In Texas, growing school districts get more financial assistance from the state for operations, but not for the cost of new classrooms, said Dan Casey, partner with Moak, Casey & Associates, an Austin consulting firm.
“Many school districts have relatively high debt-service tax rates,” said Casey. “It’s putting financial pressure on districts where growth is continuing.”
Texas districts are adding 80,000 students a year, with much of the expansion concentrated in a few suburban areas, according to the Austin-based Fast Growth School Coalition. The Permanent School Fund backs about $55 billion of school debt, up from under $20 billion in 2000, its data show.
Frisco’s enrollment may climb to 66,000 by 2020, from 46,500, Lyon said. The community will open three high schools in the next three years, adding to the six now in place.
The city grew 6.5 percent in the year through June 2013, to 136,791 residents, according to Census data. Among U.S. cities, the rate trailed only San Marcos, between Austin and San Antonio, which saw an 8 percent boost to about 54,100.
Officials also have to pay for the water needs of a drought-plagued state.
It will cost an estimated $231 billion over 50 years for new drinking water, treatment, distribution and flood control, according to the state. Voters in November approved using $2 billion of state reserves to help meet the expense.

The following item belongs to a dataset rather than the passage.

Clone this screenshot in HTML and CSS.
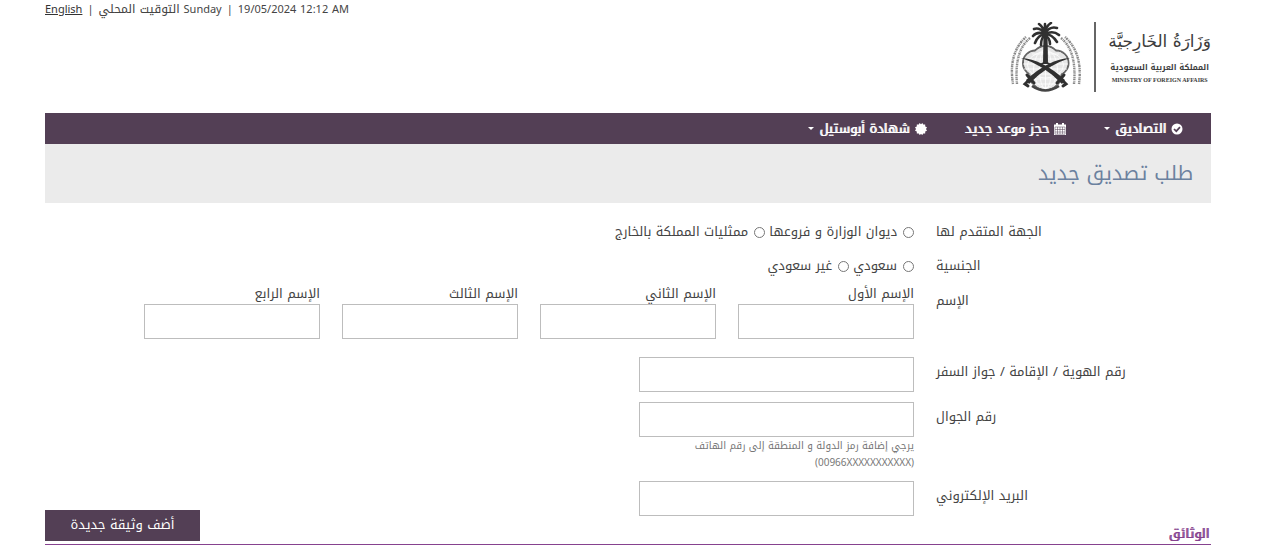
FILE: index.html
```html
<!DOCTYPE html>
<html lang="ar" dir="rtl">
<head>
<meta charset="utf-8">
<meta name="viewport" content="width=device-width, initial-scale=1">
<title>طلب تصديق جديد</title>
<link rel="stylesheet" href="styles.css">
</head>
<body>
<div class="page">
  <div class="topbar" dir="ltr"><a href="#">English</a><span>|</span><span><bdi>التوقيت المحلي</bdi> Sunday</span><span>|</span><span>19/05/2024 12:12 AM</span></div>

  <header class="brand">
    <div class="brand-text">
      <span class="brand-name">وَزَارَةُ الخَارِجيَّة</span>
      <span class="brand-country">المملكة العربية السعودية</span>
      <span class="brand-en" dir="ltr">MINISTRY OF FOREIGN AFFAIRS</span>
    </div>
    <svg class="emblem" viewBox="3 4 72 70" aria-hidden="true">
      <g fill="#e6e6e6" stroke="#666" stroke-width="2">
        <circle cx="38.500" cy="56" r="16"/>
        <circle cx="28.500" cy="45" r="12.500"/>
        <circle cx="49" cy="45" r="12.500"/>
        <circle cx="38.500" cy="42" r="14"/>
      </g>
      <g fill="#e6e6e6"><circle cx="38.500" cy="56" r="15"/><circle cx="28.500" cy="45" r="11.500"/><circle cx="49" cy="45" r="11.500"/><circle cx="38.500" cy="42" r="13"/></g>
      <g fill="none" stroke="#fff" stroke-width=".8">
        <path d="M17 41H60M16 46H61M17 51H60M22 56H54M22 61H54M25 66H51M25 36H52M38.500 31V71"/>
        <ellipse cx="38.500" cy="51" rx="6" ry="20"/><ellipse cx="38.500" cy="51" rx="12" ry="19"/><ellipse cx="38.500" cy="47" rx="18" ry="13"/>
      </g>
      <path d="M25 68Q38 77 52 68" fill="none" stroke="#444" stroke-width="2.500"/>
      <g fill="none" stroke="#888" stroke-width="2.400">
        <path d="M23 20Q7 33 10 66" stroke-dasharray="1.600 .7 .8 .6"/>
        <path d="M19 19Q1 35 6 66" stroke-dasharray="1 .6 2 .8"/>
        <path d="M54 20Q70 33 67 66" stroke-dasharray="1.600 .7 .8 .6"/>
        <path d="M58 19Q76 35 72 66" stroke-dasharray="1 .6 2 .8"/>
      </g>
      <path d="M36.500 16H40.500L41 46H36Z" fill="#303030"/>
      <path d="M33 46Q38.500 42 44 46Z" fill="#303030"/>
      <g fill="none" stroke="#303030" stroke-width="2.600" stroke-linecap="round">
        <path d="M38 15Q36 9 32 6M38 15Q39 8 44 5M38 15Q32 9 27 11M38 15Q43 8 50 10M38 16Q30 13 26 18M38 16Q46 12 52 17M38 16Q31 17 28 25M38 16Q45 16 50 24M38 17Q34 20 34 27M38 17Q43 20 43 26M38 15L38 6"/>
      </g>
      <g fill="#303030">
        <path d="M14 40Q35 41 58 62L55 66Q37 47 14 40Z"/>
        <path d="M63 40Q42 41 19 62L22 66Q40 47 63 40Z"/>
      </g>
      <g fill="none" stroke="#303030" stroke-width="3" stroke-linecap="round">
        <path d="M50 65L57 57M55 62L59 66L56 68M27 65L20 57M22 62L18 66L21 68"/>
      </g>
    </svg>
  </header>

  <nav class="nav">
    <a href="#"><svg class="ico" viewBox="0 0 12 12" aria-hidden="true"><circle cx="6" cy="6" r="5.500" fill="#fff"/><path d="M3 6L5.300 8.200L9 4.200" fill="none" stroke="#533f55" stroke-width="1.700"/></svg>التصاديق<i class="caret"></i></a>
    <a href="#"><svg class="ico" viewBox="0 0 12 12" aria-hidden="true"><path d="M0 1.500H12V12H0ZM2 0H4V2H2ZM8 0H10V2H8Z" fill="#fff"/><path d="M1 4H11M1 6.500H11M1 9H11M1 11.200H11M1 4V11.200M3.500 4V11.200M6 4V11.200M8.500 4V11.200M11 4V11.200" stroke="#533f55" stroke-width=".5"/></svg>حجز موعد جديد</a>
    <a href="#"><svg class="ico" viewBox="0 0 12 12" aria-hidden="true"><path d="M6 1.200L7.400 0L8.200 1.600L10.200 1.500L10.200 3.400L12 4.300L11 6L12 7.700L10.200 8.600L10.200 10.500L8.200 10.400L7.400 12L6 10.900L4.600 12L3.800 10.400L1.800 10.500L1.800 8.600L0 7.700L1 6L0 4.300L1.800 3.400L1.800 1.500L3.800 1.600L4.600 0Z" fill="#fff"/></svg>شهادة أبوستيل<i class="caret"></i></a>
  </nav>

  <h1 class="title">طلب تصديق جديد</h1>

  <form class="form">
    <div class="row" role="radiogroup" aria-labelledby="dest">
      <span class="label" id="dest">الجهة المتقدم لها</span>
      <div class="choices">
        <label><input type="radio" name="dest">ديوان الوزارة و فروعها</label>
        <label><input type="radio" name="dest">ممثليات المملكة بالخارج</label>
      </div>
    </div>
    <div class="row" role="radiogroup" aria-labelledby="nat">
      <span class="label" id="nat">الجنسية</span>
      <div class="choices">
        <label><input type="radio" name="nat">سعودي</label>
        <label><input type="radio" name="nat">غير سعودي</label>
      </div>
    </div>
    <div class="row row-name" role="group" aria-labelledby="fullname">
      <span class="label" id="fullname">الإسم</span>
      <div class="names">
        <label>الإسم الأول<input type="text"></label>
        <label>الإسم الثاني<input type="text"></label>
        <label>الإسم الثالث<input type="text"></label>
        <label>الإسم الرابع<input type="text"></label>
      </div>
    </div>
    <div class="row row-field">
      <label class="label" for="idno">رقم الهوية / الإقامة / جواز السفر</label>
      <div class="field"><input type="text" id="idno"></div>
    </div>
    <div class="row row-field">
      <label class="label" for="mobile">رقم الجوال</label>
      <div class="field">
        <input type="tel" id="mobile" aria-describedby="hint">
        <p class="hint" id="hint">يرجي إضافة رمز الدولة و المنطقة إلى رقم الهاتف<br><bdi dir="ltr">(00966XXXXXXXXXXX)</bdi></p>
      </div>
    </div>
    <div class="row row-field">
      <label class="label" for="email">البريد الإلكتروني</label>
      <div class="field"><input type="email" id="email"></div>
    </div>
    <div class="docs">
      <h2>الوثائق</h2>
      <button type="button">أضف وثيقة جديدة</button>
    </div>
  </form>
</div>
</body>
</html>
```
FILE: styles.css
```css
* { box-sizing: border-box; }
body {
  margin: 0;
  background: #fff;
  color: #444;
  font: 13px/18px "Droid Arabic Kufi", "Noto Kufi Arabic", "Noto Sans", "DejaVu Sans", sans-serif;
}
.page { padding: 0 52px 0 45px; }
.topbar { display: flex; align-items: baseline; gap: 5px; height: 18px; font-size: 11px; white-space: nowrap; }
.topbar bdi { font-size: 12px; }
.topbar a { color: #333; text-decoration: underline; }

.brand { display: flex; align-items: center; height: 95px; padding-bottom: 21px; padding-top: 4px; color: #3c3c3c; }
.brand-text { display: flex; flex-direction: column; align-items: center; height: 70px; padding-left: 12px; border-left: 2px solid #666; white-space: nowrap; }
.brand-name { font-family: "DejaVu Sans", sans-serif; font-size: 17px; line-height: 38px; }
.brand-country { font-size: 8px; font-weight: bold; line-height: 16px; }
.brand-en { font: bold 6px/8px "Liberation Serif", serif; }
.emblem { width: 72px; height: 70px; margin-right: 12px; }

.nav { display: flex; gap: 38px; height: 31px; padding: 0 28px; background: #533f55; }
.nav a { display: flex; align-items: center; gap: 5px; color: #fff; text-decoration: none; text-shadow: 1px 0 currentColor; white-space: nowrap; }
.ico { width: 12px; height: 12px; }
.caret { border: 3px solid transparent; border-top-color: #fff; border-bottom: 0; }

.title { margin: 0; padding: 0 18px; background: #ebebeb; color: #6b819f; font-size: 20px; font-weight: normal; line-height: 59px; }

.form { padding-top: 20px; }
.row { display: grid; grid-template-columns: 275px 1fr; column-gap: 22px; min-height: 34px; }
.label { justify-self: end; white-space: nowrap; }
.choices { display: flex; gap: 4px; }
.choices label { display: flex; gap: 6px; height: 18px; align-items: center; white-space: nowrap; }
.choices input { width: 11px; height: 11px; margin: 0; }
.row-name { margin-bottom: 18px; }
.row-name .label { padding-top: 1px; }
.names { display: flex; gap: 22px; margin-top: -6px; }
.names label { display: block; width: 176px; white-space: nowrap; }
input[type="text"], input[type="tel"], input[type="email"] { display: block; width: 100%; height: 35px; padding: 0 8px; border: 1px solid #bdbdbd; background: #fff; font: inherit; }
.row-name input { margin-top: 1px; }
.field { width: 275px; }
.row-field { margin-bottom: 10px; }
.row-field .label { padding-top: 6px; }
.hint { margin: 0; color: #777; font-size: 10px; line-height: 17px; white-space: nowrap; }
.docs { display: flex; align-items: flex-end; justify-content: space-between; height: 35px; margin-top: -16px; border-bottom: 1px solid #86428f; }
.docs h2 { margin: 0; padding: 0 2px; color: #86428f; font-size: 13px; font-weight: normal; line-height: 20px; text-shadow: 1px 0 currentColor; }
.docs button { width: 155px; height: 31px; margin-bottom: 3px; padding: 0 0 2px; border: 0; background: #533f55; color: #fff; font: inherit; }
```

The Tarrant Regional Water District, which serves Fort Worth and nearby cities, has borrowed more than $600 million this year, mostly to build pipelines connecting to its reservoirs in east Texas, said Dan Buhman, assistant regional manager of the district.
“We have the water, we just need a way to get it here,” he said.
The influx of businesses has bolstered the state’s $1.4 trillion economy. Texas’s jobless rate fell to 5.2 percent in April, compared with the 6.3 percent national average.
Texas will have a budget surplus of about $8.1 billion in August 2015, up from about $2.6 billion in August 2013, according to Combs.
“The pressure on services is offset somewhat by a larger economy,” said Murdock. “I don’t think most people in Texas would say they don’t want the growth, but there is no doubt it is putting pressure on our infrastructure.”